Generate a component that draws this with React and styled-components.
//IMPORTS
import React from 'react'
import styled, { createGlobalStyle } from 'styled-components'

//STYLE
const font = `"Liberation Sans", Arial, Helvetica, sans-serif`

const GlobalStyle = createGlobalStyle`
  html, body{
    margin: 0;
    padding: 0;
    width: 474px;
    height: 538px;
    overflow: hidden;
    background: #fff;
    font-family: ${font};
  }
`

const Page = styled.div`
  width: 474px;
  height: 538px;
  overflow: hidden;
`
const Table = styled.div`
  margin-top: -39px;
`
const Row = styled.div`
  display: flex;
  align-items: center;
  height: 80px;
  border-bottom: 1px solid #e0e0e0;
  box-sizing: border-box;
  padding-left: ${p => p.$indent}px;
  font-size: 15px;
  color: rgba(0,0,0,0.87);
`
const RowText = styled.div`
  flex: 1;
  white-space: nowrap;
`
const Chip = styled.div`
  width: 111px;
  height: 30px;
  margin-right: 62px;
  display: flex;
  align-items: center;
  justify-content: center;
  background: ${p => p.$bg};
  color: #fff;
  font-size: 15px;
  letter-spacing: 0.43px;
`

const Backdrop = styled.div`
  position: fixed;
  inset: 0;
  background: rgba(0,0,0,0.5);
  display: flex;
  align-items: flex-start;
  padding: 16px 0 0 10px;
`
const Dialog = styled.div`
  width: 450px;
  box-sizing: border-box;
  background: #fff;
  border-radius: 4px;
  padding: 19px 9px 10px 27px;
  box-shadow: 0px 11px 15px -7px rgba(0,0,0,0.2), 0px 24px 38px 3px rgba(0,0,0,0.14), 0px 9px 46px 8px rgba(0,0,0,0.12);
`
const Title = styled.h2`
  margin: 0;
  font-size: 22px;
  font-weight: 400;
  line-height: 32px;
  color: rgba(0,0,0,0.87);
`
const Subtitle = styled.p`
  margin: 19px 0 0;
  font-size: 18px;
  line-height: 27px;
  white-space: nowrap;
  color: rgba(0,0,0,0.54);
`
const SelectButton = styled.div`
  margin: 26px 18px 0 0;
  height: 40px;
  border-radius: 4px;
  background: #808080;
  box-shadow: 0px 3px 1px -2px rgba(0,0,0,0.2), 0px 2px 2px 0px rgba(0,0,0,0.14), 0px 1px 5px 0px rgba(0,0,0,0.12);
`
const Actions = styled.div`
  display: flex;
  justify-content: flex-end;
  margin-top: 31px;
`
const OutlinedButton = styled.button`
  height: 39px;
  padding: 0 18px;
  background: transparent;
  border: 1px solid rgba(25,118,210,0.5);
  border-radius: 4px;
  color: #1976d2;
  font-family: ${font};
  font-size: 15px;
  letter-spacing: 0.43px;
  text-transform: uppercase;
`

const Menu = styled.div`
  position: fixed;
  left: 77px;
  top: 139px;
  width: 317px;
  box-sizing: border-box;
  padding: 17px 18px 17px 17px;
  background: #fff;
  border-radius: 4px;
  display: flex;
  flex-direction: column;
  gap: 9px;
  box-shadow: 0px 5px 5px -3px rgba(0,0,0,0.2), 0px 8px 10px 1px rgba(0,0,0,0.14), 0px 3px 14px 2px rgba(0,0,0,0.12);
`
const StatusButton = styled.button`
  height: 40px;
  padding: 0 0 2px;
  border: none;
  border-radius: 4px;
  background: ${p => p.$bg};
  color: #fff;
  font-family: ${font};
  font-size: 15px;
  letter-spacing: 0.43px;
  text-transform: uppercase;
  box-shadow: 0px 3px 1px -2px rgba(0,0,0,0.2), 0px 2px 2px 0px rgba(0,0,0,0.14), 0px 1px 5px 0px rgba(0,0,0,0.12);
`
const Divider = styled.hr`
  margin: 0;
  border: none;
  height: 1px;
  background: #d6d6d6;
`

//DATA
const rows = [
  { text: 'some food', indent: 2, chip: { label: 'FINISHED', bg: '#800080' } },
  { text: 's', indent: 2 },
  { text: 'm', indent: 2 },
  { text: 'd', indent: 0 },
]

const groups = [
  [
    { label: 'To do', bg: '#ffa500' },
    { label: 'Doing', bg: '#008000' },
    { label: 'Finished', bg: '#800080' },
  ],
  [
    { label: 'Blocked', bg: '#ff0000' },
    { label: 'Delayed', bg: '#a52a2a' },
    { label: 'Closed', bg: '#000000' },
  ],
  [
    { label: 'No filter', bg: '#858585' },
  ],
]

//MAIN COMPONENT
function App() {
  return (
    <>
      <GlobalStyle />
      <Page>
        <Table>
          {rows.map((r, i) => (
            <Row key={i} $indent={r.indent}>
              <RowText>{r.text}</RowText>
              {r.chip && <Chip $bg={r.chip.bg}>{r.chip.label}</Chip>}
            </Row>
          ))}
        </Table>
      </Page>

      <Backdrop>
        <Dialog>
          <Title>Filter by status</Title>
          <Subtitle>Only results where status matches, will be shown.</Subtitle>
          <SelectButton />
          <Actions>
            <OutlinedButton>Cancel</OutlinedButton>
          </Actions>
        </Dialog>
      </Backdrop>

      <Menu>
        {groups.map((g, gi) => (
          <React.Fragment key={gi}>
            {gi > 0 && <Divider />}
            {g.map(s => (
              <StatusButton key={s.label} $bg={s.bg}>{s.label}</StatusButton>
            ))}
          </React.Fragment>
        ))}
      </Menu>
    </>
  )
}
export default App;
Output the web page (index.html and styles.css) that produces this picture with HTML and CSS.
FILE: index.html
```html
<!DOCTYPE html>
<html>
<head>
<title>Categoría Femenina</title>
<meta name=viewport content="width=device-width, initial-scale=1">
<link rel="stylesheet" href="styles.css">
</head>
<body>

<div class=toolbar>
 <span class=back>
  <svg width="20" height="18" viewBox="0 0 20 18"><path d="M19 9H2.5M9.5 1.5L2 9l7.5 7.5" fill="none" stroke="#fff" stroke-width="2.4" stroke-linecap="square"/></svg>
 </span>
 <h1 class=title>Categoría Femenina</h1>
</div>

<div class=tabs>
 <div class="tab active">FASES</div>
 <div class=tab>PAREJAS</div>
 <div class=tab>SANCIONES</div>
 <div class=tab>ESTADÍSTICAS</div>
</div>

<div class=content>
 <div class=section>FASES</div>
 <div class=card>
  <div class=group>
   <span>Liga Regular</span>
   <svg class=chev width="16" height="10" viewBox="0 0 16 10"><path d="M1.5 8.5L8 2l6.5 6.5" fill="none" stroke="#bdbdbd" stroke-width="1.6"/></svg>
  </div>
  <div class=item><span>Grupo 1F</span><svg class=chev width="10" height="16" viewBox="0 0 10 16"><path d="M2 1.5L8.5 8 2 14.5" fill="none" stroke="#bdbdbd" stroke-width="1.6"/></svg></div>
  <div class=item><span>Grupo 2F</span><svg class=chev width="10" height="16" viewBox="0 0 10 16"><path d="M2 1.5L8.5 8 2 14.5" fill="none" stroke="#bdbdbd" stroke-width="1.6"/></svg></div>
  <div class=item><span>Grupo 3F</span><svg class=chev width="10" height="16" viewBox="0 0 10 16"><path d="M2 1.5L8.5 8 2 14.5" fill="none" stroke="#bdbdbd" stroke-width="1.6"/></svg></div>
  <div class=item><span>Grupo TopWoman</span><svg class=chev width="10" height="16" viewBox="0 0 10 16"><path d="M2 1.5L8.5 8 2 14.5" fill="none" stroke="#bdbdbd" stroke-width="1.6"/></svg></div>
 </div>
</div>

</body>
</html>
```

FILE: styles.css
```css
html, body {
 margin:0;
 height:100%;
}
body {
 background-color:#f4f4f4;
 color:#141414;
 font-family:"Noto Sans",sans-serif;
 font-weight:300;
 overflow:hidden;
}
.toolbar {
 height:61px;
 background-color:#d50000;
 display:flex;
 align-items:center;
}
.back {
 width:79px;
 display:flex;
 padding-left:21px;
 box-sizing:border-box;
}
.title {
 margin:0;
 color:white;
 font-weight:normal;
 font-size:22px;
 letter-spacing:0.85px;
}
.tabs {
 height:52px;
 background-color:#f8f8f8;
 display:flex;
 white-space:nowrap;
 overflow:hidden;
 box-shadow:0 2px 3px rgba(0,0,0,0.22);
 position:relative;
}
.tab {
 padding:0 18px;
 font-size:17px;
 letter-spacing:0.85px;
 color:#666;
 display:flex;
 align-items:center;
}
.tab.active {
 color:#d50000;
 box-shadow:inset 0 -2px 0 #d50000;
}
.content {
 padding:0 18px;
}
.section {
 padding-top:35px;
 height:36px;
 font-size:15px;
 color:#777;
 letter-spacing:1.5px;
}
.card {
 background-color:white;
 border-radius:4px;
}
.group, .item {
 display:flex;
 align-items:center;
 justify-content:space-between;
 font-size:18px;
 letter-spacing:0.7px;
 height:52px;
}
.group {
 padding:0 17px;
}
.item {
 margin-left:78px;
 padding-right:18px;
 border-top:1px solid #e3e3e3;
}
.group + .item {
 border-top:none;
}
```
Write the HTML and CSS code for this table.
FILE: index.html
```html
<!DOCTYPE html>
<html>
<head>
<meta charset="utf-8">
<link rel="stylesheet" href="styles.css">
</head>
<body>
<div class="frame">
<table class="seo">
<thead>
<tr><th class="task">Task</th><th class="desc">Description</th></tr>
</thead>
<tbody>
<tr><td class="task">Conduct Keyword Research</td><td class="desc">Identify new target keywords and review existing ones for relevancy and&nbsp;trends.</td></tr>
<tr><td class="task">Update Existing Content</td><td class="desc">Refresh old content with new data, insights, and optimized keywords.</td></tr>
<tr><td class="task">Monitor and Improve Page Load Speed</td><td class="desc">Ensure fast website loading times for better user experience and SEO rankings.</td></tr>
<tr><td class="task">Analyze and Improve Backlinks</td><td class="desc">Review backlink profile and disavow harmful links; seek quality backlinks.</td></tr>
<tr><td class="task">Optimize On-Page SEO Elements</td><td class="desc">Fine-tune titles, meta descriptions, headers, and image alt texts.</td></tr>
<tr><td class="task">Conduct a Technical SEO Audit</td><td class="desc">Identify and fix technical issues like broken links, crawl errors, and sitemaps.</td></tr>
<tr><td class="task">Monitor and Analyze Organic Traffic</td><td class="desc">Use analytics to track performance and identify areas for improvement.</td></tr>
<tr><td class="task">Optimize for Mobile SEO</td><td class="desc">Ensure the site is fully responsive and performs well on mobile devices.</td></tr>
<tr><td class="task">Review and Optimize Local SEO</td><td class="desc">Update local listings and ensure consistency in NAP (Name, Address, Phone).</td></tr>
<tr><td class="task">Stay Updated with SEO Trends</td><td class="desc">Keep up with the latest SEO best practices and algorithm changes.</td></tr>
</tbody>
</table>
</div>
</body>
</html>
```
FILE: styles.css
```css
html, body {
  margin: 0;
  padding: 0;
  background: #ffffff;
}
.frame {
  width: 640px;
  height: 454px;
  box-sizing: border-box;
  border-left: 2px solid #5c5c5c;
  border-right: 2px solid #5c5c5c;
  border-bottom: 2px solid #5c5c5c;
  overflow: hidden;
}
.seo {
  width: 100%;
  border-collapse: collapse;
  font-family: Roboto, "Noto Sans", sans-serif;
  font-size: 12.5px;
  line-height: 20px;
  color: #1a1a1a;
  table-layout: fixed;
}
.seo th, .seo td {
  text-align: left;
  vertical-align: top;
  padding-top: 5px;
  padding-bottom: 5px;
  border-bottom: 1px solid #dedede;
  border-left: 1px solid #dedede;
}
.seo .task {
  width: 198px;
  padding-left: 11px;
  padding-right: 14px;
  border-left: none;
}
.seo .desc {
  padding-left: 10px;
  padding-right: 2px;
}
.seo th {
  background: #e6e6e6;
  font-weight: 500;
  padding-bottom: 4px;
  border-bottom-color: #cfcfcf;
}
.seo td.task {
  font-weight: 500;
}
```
○ ○ ○ ○ ○ ○ ○
TO BE DONE: Pull out every line containing "that".

SOLUTION:
Generate a component that draws this with React and styled-components.
Output the web page (index.html and styles.css) that produces this picture with HTML and CSS.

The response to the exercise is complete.